Identify the lines in the data below that contain "this" and give only how many there are.
---
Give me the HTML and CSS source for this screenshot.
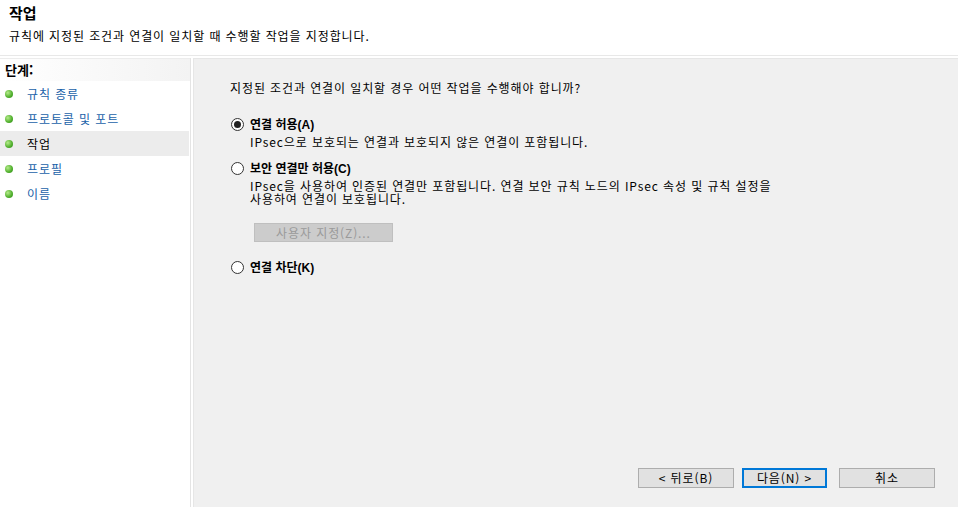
FILE: index.html
```html
<!DOCTYPE html>
<html lang="ko">
<head>
    <meta charset="UTF-8">
    <title>작업</title>
    <link rel="stylesheet" href="styles.css">
</head>
<body>
<div class="head">
    <h1 class="title">작업</h1>
    <p class="desc">규칙에 지정된 조건과 연결이 일치할 때 수행할 작업을 지정합니다.</p>
</div>
<div class="main">
    <div class="steps">
        <div class="steps-title">단계:</div>
        <ul>
            <li><span class="dot"></span><a href="#">규칙 종류</a></li>
            <li><span class="dot"></span><a href="#">프로토콜 및 포트</a></li>
            <li class="current"><span class="dot"></span><a href="#">작업</a></li>
            <li><span class="dot"></span><a href="#">프로필</a></li>
            <li><span class="dot"></span><a href="#">이름</a></li>
        </ul>
    </div>
    <div class="panel">
        <p class="question">지정된 조건과 연결이 일치할 경우 어떤 작업을 수행해야 합니까?</p>
        <div class="option first">
            <label class="radio"><span class="circle checked"></span><b>연결 허용<i>(A)</i></b></label>
            <p class="note">IPsec으로 보호되는 연결과 보호되지 않은 연결이 포함됩니다.</p>
        </div>
        <div class="option second">
            <label class="radio"><span class="circle"></span><b>보안 연결만 허용<i>(C)</i></b></label>
            <p class="note">IPsec을 사용하여 인증된 연결만 포함됩니다. 연결 보안 규칙 노드의 IPsec 속성 및 규칙 설정을</p>
            <p class="note next">사용하여 연결이 보호됩니다.</p>
            <button class="custom" disabled>사용자 지정(Z)...</button>
        </div>
        <div class="option third">
            <label class="radio"><span class="circle"></span><b>연결 차단<i>(K)</i></b></label>
        </div>
        <div class="buttons">
            <button class="btn">&lt; 뒤로(B)</button>
            <button class="btn default">다음(N) &gt;</button>
            <button class="btn cancel">취소</button>
        </div>
    </div>
</div>
</body>
</html>
```

FILE: styles.css
```css
*{
    margin: 0;
    padding: 0;
    box-sizing: border-box;
}
body{
    width: 958px;
    height: 507px;
    font-family: "Noto Sans CJK KR", "Liberation Sans", sans-serif;
    font-size: 12px;
    letter-spacing: 0.9px;
    color: #000;
    background: #fff;
    display: flex;
    flex-direction: column;
    overflow: hidden;
}
/*上方标题*/
.head{
    height: 56px;
    padding: 3px 0 0 9px;
    border-bottom: 1px solid #e8e8e8;
}
.title{
    font-size: 15px;
    font-weight: bold;
    line-height: 20px;
    letter-spacing: 0;
}
.desc{
    margin-top: 4px;
    line-height: 17px;
}
.main{
    flex: 1;
    display: flex;
    padding-top: 2px;
}
/*左侧步骤*/
.steps{
    width: 191px;
    border-right: 1px solid #e4e4e4;
    background: #fff;
}
.steps-title{
    height: 23px;
    line-height: 21px;
    padding-left: 5px;
    font-size: 13px;
    font-weight: bold;
    letter-spacing: 0;
    background: linear-gradient(to right, #fff, #f3f3f3);
    border-top: 1px solid #ececec;
}
.steps ul{
    list-style: none;
    padding-right: 1px;
}
.steps li{
    height: 25px;
    display: flex;
    align-items: center;
}
.steps li.current{
    background: #ececec;
}
.steps a{
    color: #1a62a9;
    text-decoration: none;
}
.steps li.current a{
    color: #000;
}
.dot{
    width: 8px;
    height: 8px;
    border-radius: 50%;
    background: radial-gradient(circle at 35% 35%, #b6ec8a, #4fae2c 60%, #2f8a1a);
    margin: 0 14px 0 5px;
}
/*右侧内容*/
.panel{
    flex: 1;
    margin-left: 2px;
    background: #f0f0f0;
    border-left: 1px solid #e6e6e6;
    border-top: 1px solid #e6e6e6;
    padding: 21px 0 0 36px;
    display: flex;
    flex-direction: column;
}
.question{
    line-height: 16px;
}
.option.first{
    margin-top: 20px;
}
.option.second{
    margin-top: 12px;
}
.option.third{
    margin-top: 17px;
}
.radio{
    display: flex;
    align-items: center;
    line-height: 16px;
    letter-spacing: 0;
}
.radio b{
    font-weight: bold;
}
.radio i{
    font-style: normal;
    font-family: "Liberation Sans", sans-serif;
}
.circle{
    width: 13px;
    height: 13px;
    border: 1px solid #333;
    border-radius: 50%;
    background: #fff;
    margin: 0 6px 0 1px;
    position: relative;
}
.circle.checked::after{
    content: "";
    position: absolute;
    left: 2px;
    top: 2px;
    width: 7px;
    height: 7px;
    border-radius: 50%;
    background: #222;
}
.note{
    margin-left: 20px;
    line-height: 13px;
    margin-top: 2px;
}
.second .note.next{
    margin-top: 0;
}
.custom{
    margin: 18px 0 0 24px;
    width: 139px;
    height: 19px;
    border: 1px solid #bfbfbf;
    background: #cccccc;
    color: #9a9a9a;
    font-family: inherit;
    font-size: 12px;
    letter-spacing: 0.9px;
    line-height: 15px;
}
.buttons{
    margin-top: auto;
    margin-bottom: 19px;
    display: flex;
    gap: 8px;
    padding-left: 408px;
}
.btn{
    width: 96px;
    height: 20px;
    border: 1px solid #adadad;
    background: #e1e1e1;
    font-family: inherit;
    font-size: 12px;
    letter-spacing: 0.9px;
    line-height: 16px;
    color: #000;
}
.btn.default{
    width: 85px;
    border: 2px solid #0078d7;
}
.btn.cancel{
    margin-left: 4px;
}
```
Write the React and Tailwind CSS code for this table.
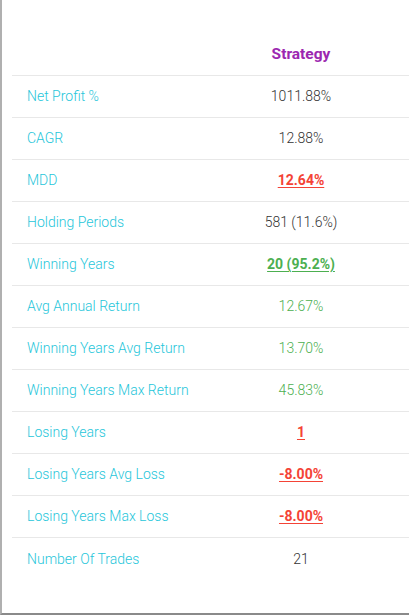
---
▶ _FINAL ANSWER_:
2